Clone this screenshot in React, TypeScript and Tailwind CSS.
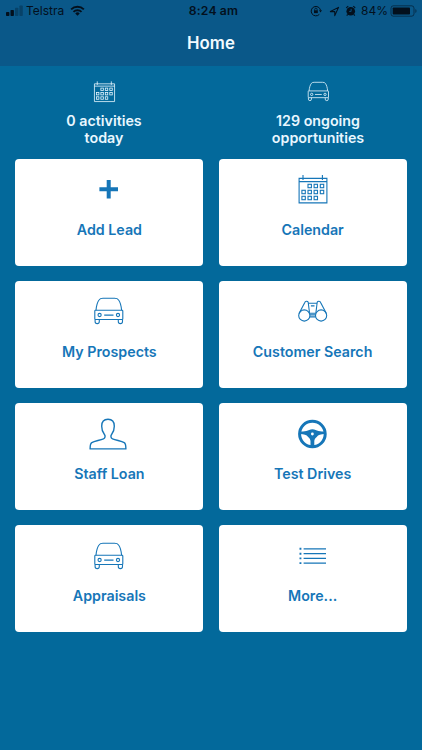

* * *

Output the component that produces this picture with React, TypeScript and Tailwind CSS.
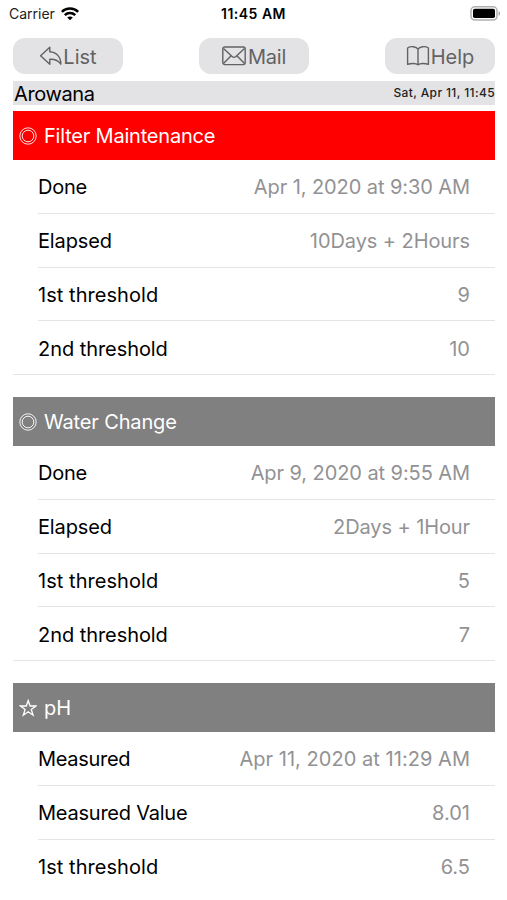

---

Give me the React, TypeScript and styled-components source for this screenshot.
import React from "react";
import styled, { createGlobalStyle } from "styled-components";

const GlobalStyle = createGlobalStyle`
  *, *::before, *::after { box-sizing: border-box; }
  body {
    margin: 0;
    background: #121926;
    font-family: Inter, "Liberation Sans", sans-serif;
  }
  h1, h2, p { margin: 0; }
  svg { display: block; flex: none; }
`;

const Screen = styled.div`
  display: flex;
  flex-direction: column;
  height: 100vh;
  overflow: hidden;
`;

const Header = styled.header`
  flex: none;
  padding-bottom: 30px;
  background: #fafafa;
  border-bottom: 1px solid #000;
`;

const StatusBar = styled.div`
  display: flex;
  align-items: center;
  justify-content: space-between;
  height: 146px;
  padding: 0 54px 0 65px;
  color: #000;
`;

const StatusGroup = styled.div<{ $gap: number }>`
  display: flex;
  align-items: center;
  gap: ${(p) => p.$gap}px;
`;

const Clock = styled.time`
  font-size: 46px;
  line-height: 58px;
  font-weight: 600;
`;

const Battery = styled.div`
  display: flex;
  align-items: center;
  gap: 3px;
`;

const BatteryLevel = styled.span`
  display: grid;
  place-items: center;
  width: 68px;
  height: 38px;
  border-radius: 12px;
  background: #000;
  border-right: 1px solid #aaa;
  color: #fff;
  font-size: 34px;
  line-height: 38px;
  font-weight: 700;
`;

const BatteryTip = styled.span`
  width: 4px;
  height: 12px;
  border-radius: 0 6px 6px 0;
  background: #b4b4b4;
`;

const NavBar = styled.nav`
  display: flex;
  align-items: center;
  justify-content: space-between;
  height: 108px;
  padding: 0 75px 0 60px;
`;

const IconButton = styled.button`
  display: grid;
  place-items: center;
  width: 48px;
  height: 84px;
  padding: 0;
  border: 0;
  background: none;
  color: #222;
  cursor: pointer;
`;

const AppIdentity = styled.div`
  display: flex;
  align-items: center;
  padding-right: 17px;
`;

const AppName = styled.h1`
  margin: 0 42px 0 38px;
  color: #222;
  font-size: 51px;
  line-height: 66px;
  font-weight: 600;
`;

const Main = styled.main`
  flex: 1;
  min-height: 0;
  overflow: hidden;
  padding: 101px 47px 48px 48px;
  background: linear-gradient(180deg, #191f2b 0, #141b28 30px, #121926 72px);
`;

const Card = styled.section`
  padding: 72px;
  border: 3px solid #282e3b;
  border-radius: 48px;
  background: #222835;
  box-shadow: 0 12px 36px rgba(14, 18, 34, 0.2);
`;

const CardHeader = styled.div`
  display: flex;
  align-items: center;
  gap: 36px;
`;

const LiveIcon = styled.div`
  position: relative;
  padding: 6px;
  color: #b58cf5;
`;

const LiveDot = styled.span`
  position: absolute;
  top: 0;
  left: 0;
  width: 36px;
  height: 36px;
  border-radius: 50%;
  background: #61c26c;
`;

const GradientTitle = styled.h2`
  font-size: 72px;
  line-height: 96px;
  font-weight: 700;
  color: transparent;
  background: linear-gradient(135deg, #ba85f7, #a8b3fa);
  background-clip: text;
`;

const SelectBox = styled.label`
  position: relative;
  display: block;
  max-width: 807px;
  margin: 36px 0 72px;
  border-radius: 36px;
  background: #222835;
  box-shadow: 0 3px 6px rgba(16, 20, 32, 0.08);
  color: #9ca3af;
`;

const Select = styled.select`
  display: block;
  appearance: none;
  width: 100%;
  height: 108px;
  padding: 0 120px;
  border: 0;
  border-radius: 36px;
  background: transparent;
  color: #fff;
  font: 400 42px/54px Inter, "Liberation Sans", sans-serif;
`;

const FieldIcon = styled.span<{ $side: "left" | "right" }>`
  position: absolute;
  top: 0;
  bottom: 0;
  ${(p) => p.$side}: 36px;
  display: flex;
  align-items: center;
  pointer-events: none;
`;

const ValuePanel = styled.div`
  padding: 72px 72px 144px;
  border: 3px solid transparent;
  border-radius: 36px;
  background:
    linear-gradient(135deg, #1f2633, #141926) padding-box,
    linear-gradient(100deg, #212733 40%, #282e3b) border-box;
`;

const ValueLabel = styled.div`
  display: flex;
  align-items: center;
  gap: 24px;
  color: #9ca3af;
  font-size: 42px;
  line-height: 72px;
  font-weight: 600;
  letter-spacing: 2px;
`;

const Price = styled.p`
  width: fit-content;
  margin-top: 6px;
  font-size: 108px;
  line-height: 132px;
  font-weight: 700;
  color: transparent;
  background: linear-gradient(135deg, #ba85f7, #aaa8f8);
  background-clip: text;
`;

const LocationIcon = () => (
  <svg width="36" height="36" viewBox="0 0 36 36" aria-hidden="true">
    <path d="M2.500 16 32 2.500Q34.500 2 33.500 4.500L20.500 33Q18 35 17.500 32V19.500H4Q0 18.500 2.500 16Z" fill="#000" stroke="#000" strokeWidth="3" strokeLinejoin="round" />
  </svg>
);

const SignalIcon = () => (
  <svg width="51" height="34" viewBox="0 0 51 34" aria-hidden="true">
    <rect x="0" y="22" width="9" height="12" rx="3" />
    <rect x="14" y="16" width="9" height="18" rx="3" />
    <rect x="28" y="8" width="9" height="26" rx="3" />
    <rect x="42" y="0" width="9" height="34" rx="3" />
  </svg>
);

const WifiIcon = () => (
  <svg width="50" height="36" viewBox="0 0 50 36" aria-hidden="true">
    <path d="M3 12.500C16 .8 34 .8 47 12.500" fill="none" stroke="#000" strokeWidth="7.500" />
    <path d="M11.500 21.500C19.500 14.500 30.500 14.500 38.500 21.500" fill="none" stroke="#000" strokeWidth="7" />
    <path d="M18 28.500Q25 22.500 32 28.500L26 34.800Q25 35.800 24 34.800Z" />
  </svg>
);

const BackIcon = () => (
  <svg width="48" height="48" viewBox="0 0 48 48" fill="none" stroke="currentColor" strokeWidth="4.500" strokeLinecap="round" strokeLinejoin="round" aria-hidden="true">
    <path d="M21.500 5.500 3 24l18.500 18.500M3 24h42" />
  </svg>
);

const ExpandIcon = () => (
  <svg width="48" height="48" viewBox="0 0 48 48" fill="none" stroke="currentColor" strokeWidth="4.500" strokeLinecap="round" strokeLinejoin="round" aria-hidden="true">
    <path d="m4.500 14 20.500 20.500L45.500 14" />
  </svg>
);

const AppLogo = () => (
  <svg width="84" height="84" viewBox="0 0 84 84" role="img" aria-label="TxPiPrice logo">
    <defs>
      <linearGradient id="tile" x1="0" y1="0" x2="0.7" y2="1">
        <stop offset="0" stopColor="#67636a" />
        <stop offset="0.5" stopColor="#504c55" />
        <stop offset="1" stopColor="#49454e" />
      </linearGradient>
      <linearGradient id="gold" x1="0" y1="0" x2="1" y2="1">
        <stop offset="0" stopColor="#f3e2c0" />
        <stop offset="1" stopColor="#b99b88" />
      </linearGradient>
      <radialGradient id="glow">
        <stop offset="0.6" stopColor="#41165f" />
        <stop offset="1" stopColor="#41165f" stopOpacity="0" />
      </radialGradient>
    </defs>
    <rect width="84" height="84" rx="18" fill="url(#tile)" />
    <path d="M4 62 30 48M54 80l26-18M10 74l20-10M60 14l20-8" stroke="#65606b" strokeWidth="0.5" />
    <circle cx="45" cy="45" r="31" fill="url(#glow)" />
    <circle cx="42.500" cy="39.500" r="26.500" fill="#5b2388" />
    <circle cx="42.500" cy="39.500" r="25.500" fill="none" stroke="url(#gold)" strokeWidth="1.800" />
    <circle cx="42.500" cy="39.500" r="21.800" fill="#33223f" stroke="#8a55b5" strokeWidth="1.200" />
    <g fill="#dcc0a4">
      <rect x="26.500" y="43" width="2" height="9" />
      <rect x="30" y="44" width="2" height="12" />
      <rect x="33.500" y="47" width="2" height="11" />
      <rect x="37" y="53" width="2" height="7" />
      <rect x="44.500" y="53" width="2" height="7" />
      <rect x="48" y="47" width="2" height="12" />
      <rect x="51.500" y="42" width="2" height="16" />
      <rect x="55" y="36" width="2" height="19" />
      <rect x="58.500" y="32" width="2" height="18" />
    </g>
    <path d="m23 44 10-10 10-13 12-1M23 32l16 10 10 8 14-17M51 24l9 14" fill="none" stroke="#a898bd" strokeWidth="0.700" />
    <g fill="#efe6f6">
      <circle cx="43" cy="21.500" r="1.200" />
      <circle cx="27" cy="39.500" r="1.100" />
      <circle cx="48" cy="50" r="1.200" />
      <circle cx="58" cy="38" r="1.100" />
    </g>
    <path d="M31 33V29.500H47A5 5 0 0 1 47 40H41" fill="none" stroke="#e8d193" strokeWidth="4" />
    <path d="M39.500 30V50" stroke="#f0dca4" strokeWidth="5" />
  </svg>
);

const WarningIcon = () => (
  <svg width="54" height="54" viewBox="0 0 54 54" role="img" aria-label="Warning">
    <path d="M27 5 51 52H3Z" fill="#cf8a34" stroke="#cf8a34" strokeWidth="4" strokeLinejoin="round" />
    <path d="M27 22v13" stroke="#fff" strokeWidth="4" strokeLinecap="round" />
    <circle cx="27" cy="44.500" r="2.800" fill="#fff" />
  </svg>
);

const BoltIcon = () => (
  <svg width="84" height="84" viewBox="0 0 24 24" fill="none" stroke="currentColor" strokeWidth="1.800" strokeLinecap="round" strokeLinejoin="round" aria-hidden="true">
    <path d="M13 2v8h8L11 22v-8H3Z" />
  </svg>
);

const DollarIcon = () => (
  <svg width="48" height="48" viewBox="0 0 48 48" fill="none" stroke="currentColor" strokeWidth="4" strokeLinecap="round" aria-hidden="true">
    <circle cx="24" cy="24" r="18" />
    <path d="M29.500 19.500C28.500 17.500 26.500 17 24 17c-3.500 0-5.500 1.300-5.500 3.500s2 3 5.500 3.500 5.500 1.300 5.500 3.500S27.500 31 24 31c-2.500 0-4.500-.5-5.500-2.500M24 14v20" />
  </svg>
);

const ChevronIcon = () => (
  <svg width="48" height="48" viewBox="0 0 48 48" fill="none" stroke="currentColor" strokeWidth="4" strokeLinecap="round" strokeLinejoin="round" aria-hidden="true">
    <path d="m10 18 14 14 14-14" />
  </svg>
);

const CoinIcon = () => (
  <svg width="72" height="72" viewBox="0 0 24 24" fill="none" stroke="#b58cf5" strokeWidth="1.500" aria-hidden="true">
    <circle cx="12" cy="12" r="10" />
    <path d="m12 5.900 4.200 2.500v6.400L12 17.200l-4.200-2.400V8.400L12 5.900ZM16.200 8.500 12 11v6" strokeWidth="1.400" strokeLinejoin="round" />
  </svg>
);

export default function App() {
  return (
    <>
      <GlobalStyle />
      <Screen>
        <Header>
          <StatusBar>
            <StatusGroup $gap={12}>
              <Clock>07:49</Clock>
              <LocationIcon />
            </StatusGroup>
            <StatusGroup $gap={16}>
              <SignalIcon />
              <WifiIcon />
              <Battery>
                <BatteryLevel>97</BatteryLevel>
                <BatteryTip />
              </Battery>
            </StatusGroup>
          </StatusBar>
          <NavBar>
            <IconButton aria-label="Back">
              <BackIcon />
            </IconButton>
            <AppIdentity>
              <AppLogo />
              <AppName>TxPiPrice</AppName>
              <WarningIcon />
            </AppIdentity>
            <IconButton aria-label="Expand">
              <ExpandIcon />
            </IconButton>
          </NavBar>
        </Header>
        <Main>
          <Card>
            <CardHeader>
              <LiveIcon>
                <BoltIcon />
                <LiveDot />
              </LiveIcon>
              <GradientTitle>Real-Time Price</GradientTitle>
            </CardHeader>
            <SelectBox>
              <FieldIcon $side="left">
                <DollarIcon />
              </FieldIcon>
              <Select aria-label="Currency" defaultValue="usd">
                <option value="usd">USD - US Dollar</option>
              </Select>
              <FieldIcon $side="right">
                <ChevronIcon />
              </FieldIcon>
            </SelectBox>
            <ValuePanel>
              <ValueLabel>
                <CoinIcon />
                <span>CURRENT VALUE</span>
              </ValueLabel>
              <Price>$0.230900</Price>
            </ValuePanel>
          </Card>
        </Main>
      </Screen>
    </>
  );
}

**What the task requires**. Show every line that contains the word "Tailwind".

**Solution**.
Clone this screenshot in React, TypeScript and Tailwind CSS.
Output the component that produces this picture with React, TypeScript and Tailwind CSS.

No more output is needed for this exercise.